Simon Reynolds kindly reprints most of his thorough profile of LCD Soundsystem frontman James Murphy at blissblog; it originally ran in a German muzikmagazineichsprach. (One wonders why Britney Spears didn't come up this time.) Murphy comes across as a representative member of that growing breed, the collector-performer (coformer?), someone so supremely aware of music history up to and including yesterday that it can make your neck hurt just trying to keep up with the references --- "I mention Bloom's anxiety theory pretty regularly in interviews!" sez Murph. (Ira Kaplan, holler.)

Say hello to never.

NYer music critic Sasha Frere-Jones took a hiatus from his blog a little while ago, allowing us to come out from under the bed, and imagine, slowly at first, that we knew something about something. To fill the now-empty daylight hours, though, we poked around NYC-based music blogs One Louder and More in the Monitor and Brooklyn Vegan, Austin-based Tim O Thompson, the redoubtable UK-based No Rock&Roll Fun, and realized, no, we still know nothing about nothing. Possibly even less. Then SFJ came back after less than a week and it was back under the bed.

Also sighted while out and about:
Panopticist, which, after a heavily didactic start, hit its stride with this post on DeLillo's annotations to the first page of White Noise. I was also pleased to note Pano's role as faux cover boy for Stay Free!'s American Gentrifier magazine, as I had earlier claimed that status.

Carrie McLaren of Stay Free! has also started a rip-roaring blog that makes me feel indignant and useless in equal measure.

And straight outta Jersey City, WFMU is blogging. Also podcasting.

Tuesday, March 01, 2005

Reject #5. And, while we're at it, #6.

Crown passed on Destination Out!, as did (o my lord) Billboard Books, publishers of Freebirds: The Lynyrd Skynyrd Story. We're down to a few majors now, and a sad string of farm teams that are just on this side of being vanity presses. Seems the audience for free jazz, in most editors' minds, is miniscule. (It is, isn't it. Don't tell me.) And it seems that we haven't been especially convincing when it comes to the overlap we claim exists between fans of out jazz, and, say, jam bands. Also, most editors have mentioned that a narrative history, rather than a record-centered approach, would appeal more, though whether this is simply a hollow, face-saving gesture is anybody's guess.

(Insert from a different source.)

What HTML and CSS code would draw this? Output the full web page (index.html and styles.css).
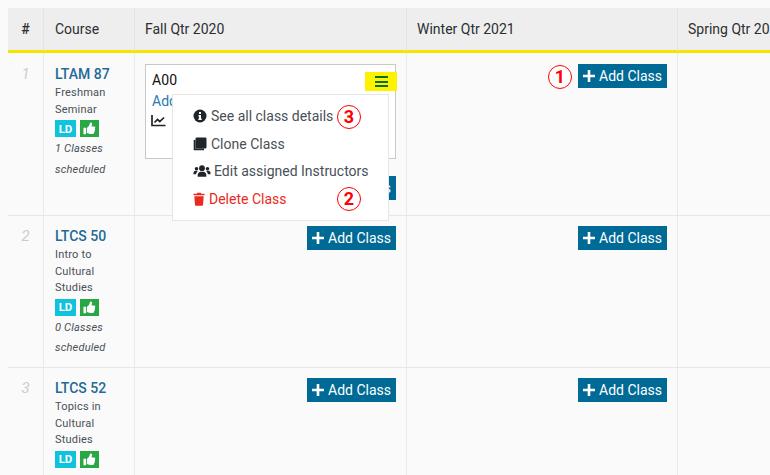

Anyway, here's more of what they're politely saying No to, for your trouble:

1978

Arthur Blythe
Lenox Avenue Breakdown
Columbia

Arthur Blythe, as; Bob Stewart, tuba; James Newton, fl; James Blood Ulmer, g; Cecil McBee, b; Jack DeJohnette, ds.

Dexter Gordon ended his self-imposed exile in Europe with a series of ecstatically received gigs in New York, followed by the release of the disappointing and predictably named album The Homecoming. Viewed at the time as a sign of jazz’s reemergence as a relevant artistic force, in retrospect it signals the spot at which jazz turned in on itself, shedding new influences in favor of a museum-grade worship of the past. A much less heralded moment of jazz transformation came when NYC loft veteran Arthur Blythe signed to Columbia in 1978. After a week of rehearsals with bandmates, Blythe created Lenox Avenue Breakdown. A bracing amalgam of the new and traditional, the album balances melody and free play, cohesive group dynamics and wild fights of fancy, in creating an ode to urban life in all its contrasts. Ranging from noirish nocturnes to vampy blues wails, the album brought the influences that had been incubating in the hot-house of loft jazz earlier in the decade into the mainstream, however briefly. The first track in particular, the carnivalesque “Down San Diego Way,” is as breezy as its name, with all players contributing equally to the lightly free funk. It stands as a high point in the careers of all involved, particularly Stewart, who put down here one of the great tuba statements in modern jazz. Once loosed on the world, the world took little notice. But sometimes it’s important to step out of the museum and into the light of day.

Sad-eyed gentleman of the Low Life.

The wonderfully erudite Luc Sante gives Dylan's Chronicles, volume one, the New York Review of Books treatment in their March 10 issue. The multi-part essay also folds in a look at the complete Lyrics; Studio A: The Bob Dylan Reader; and the recently re-released astral emission that is Tarantula. It's a great review, the best of Chronicles I've seen, as Sante finds a way to place the book into some kind of context ("young man arrives in the City, wide-eyed but nobody's fool"), while also allowing for its weirder, sui generis aspects --- the non-peak moments described in chapters devoted to the making of middling efforts New Morning and Oh Mercy.

Sante also looks closely at Dylan's lyric writing process, how he made an art out of marrying "the folk-lyric tradition and Western modernism," his linking of trad./arr. and his own Dada-fueled unconscious. Some of this is just Sante conjecturing, but he does a fine job of picking over the tidbits related to Dylan's creative process that litter the four books under discussion. And, as a bonus, he (too gently) puts Sleater-Kinney PR flak Rick Moody in his place regarding the overall importance and merit of Blood on the Tracks.

Dylan bonus #2: The Independent (UK) recently posted a chunk from Sam Shepard's Rolling Thunder diaries, on the occasion of the publication of Shepard's Rolling Thunder Logbook in the UK this month. The book was re-released in the US back in December.

Dylan bonus #3: TMFTML recently linked to this amazing story by Ian Frazier following up on William Zantzinger, who in 1963 killed Hattie Carroll; he was later immortalized for the act in Dylan's "Lonesome Death of Hattie Carroll."